I don't see that there is any problem there. For one thing, the idea
that concepts are functions is present already in "Begriffsschrift",
whereas the idea that sentences are of the same logical type as names is
not: Sentences do not have the same grammatical distribution as names in
that system. They do both occur flanking the sign for identity of
content, but there is no indication that Frege would have regarded
"(F)(x)(Fx -> Fx) = 0" as well-formed, where "=" should really be the
triple bar (\equiv). For another, as Dummett pointed out thirty years
ago, if there are truth-values, then there is no reason there can't be
functions that have them as values. It just doesn't matter whether
truth-values are objects. Lots of people recognize functions that take
other functions as their values, and you don't have to think that
functions are objects to hold that view.
> This idea [that concepts are functions] arises from the attempt to
> see, for instance, what might be put 'Fa <-> T', where 'T" is a
> tautology, as like 'f (a)=T' where 'T' is a referring phrase.

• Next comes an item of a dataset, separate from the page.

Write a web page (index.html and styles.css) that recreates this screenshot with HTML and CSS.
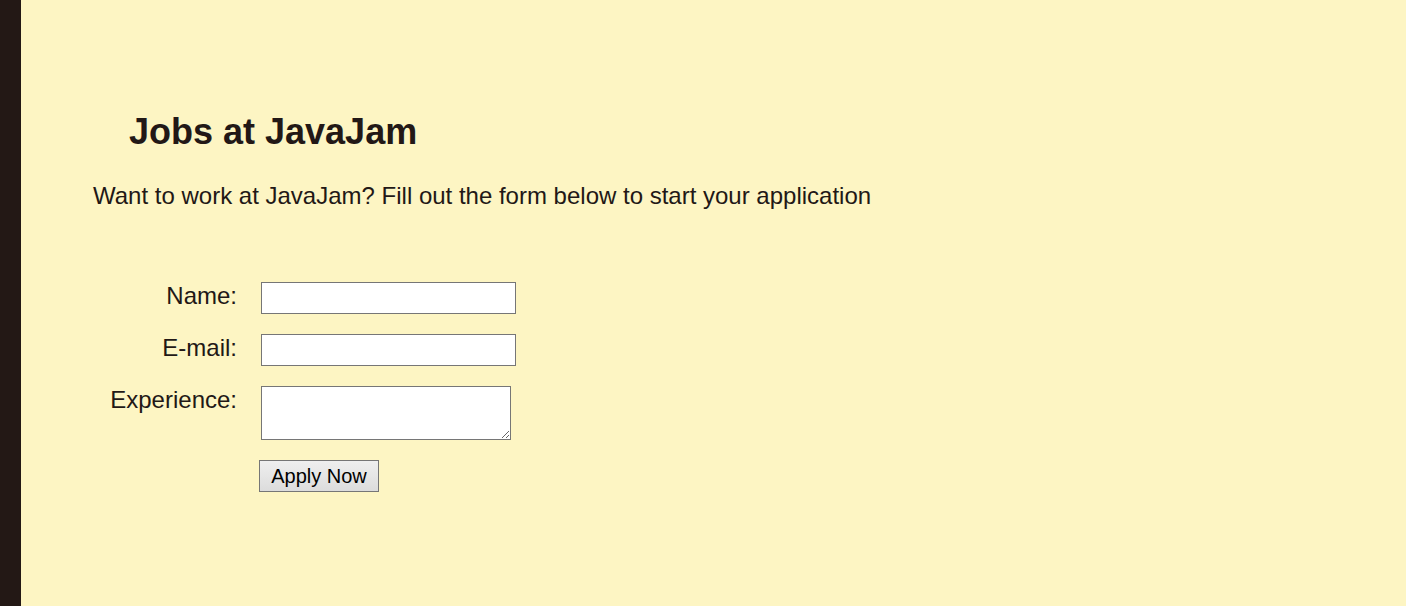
FILE: index.html
```html
<!DOCTYPE html>
<html lang="en">
<head>
<meta charset="utf-8">
<title>Jobs at JavaJam</title>
<link rel="stylesheet" href="styles.css">
</head>
<body>
<div class="page">
  <div class="strip"></div>
  <main class="content">
    <h2 class="title">Jobs at JavaJam</h2>
    <p class="intro">Want to work at JavaJam? Fill out the form below to start your application</p>
    <form class="jobform">
      <label class="lbl" for="myName">Name:</label>
      <input class="field" type="text" id="myName" name="myName">
      <label class="lbl" for="myEmail">E-mail:</label>
      <input class="field" type="email" id="myEmail" name="myEmail">
      <label class="lbl" for="myExperience">Experience:</label>
      <textarea class="area" id="myExperience" name="myExperience"></textarea>
      <span class="spacer"></span>
      <div class="actions"><button class="btn" type="submit">Apply Now</button></div>
    </form>
  </main>
</div>
</body>
</html>
```
FILE: styles.css
```css
html, body {
  margin: 0;
  padding: 0;
  height: 100%;
}
body {
  background: #fdf5c3;
  color: #221816;
  font-family: "Liberation Sans", Arial, sans-serif;
  font-size: 24px;
}
.page {
  display: flex;
  min-height: 100%;
}
.strip {
  width: 21px;
  flex: none;
  background: #231815;
}
.content {
  flex: 1;
  padding: 111px 0 0 72px;
}
.title {
  margin: 0 0 0 36px;
  font-size: 36px;
  font-weight: bold;
  line-height: normal;
}
.intro {
  margin: 29px 0 0 0;
  font-size: 24px;
  line-height: normal;
}
.jobform {
  margin-top: 72px;
  display: grid;
  grid-template-columns: 144px auto;
  column-gap: 24px;
  row-gap: 20px;
  justify-content: start;
  align-items: start;
}
.lbl {
  text-align: right;
  line-height: normal;
  font-size: 24px;
}
.field {
  box-sizing: border-box;
  width: 255px;
  height: 32px;
  margin: 0;
  border: 1px solid #767676;
  background: #fff;
  font-size: 20px;
}
.area {
  box-sizing: border-box;
  width: 250px;
  height: 54px;
  margin: 0;
  border: 1px solid #767676;
  background: #fff;
  font-size: 20px;
}
.actions {
  margin-left: -2px;
}
.btn {
  box-sizing: border-box;
  width: 120px;
  height: 32px;
  margin: 0;
  padding: 0;
  border: 1px solid #767676;
  background: linear-gradient(#efefef, #dcdcdc);
  color: #000;
  font-family: "Liberation Sans", Arial, sans-serif;
  font-size: 20px;
}
```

If what is meant here is that the idea aries in this way FOR FREGE, then
the claim is demonstrably false. As noted, the idea that concepts are
functions is present in Begriffsschrift. (In fact, every example of a
"function" that Frege gives in Begriffsschrift is actually of what we
would call a predicate: See section 9.) As Frege himself notes in the
introduction to Grundgesetze, however, the idea that sentences denote
truth-values is not present there. It does not appear explicitly until
twelve years later, in "Function and Concept".
If the claim is that one can only really make sense of the idea that
concepts are functions by seeing "Fa <--> T" as 'like' "f(a) = T", then
I have no objection, but I don't see why that should be any problem. Why
can't the former be relevantly and illuminatingly LIKE the latter even
if truth-values are not objects?
My own view is that Frege was led to regard truth-values as objects
because he was overly impressed by certain sorts of simplifications the
treatment of truth-values as objects made possible. These are connected
with his treatment of "double value-ranges".
> In addition, truth is a property of thoughts[...]
Frege famously denied that claim, and I'd deny it, too, in the same
sense and for much the same reasons. But that is a very long story.
> [...]so in connection with *truth* one has properly neither an
> equivalence, nor an identity but a simple predication 'T---Fa' where
> 'T' is 'is true', and '---' is (a bit like) Frege's horizontal.
I won't comment on the substantive issues here. I would note, however,
that the horizontal is the easiest thing of all to reconstruct: It's
just the unary truth-function that corresponds to identity. Of course,
it's a lot less useful in the reconstructed system than it was in
Frege's own.
> Frege was also confused in this latter area too - see my recent paper
> 'Choice and Logic' in JPL (2205) 34, 207-216, especially p214f. - so
> all in all it is much the best to trace accurate historical
> definitions of identity elsewhere.
As I mentioned in the earlier note, Frege axiomatizes identity using
just reflexivity and substitution in "Begriffsschrift", which is, for
the reasons mentioned above, immune from any concerns along the lines
expressed here. I therefore don't see why one shouldn't regard it as an
"accurate" axiomatization of identity.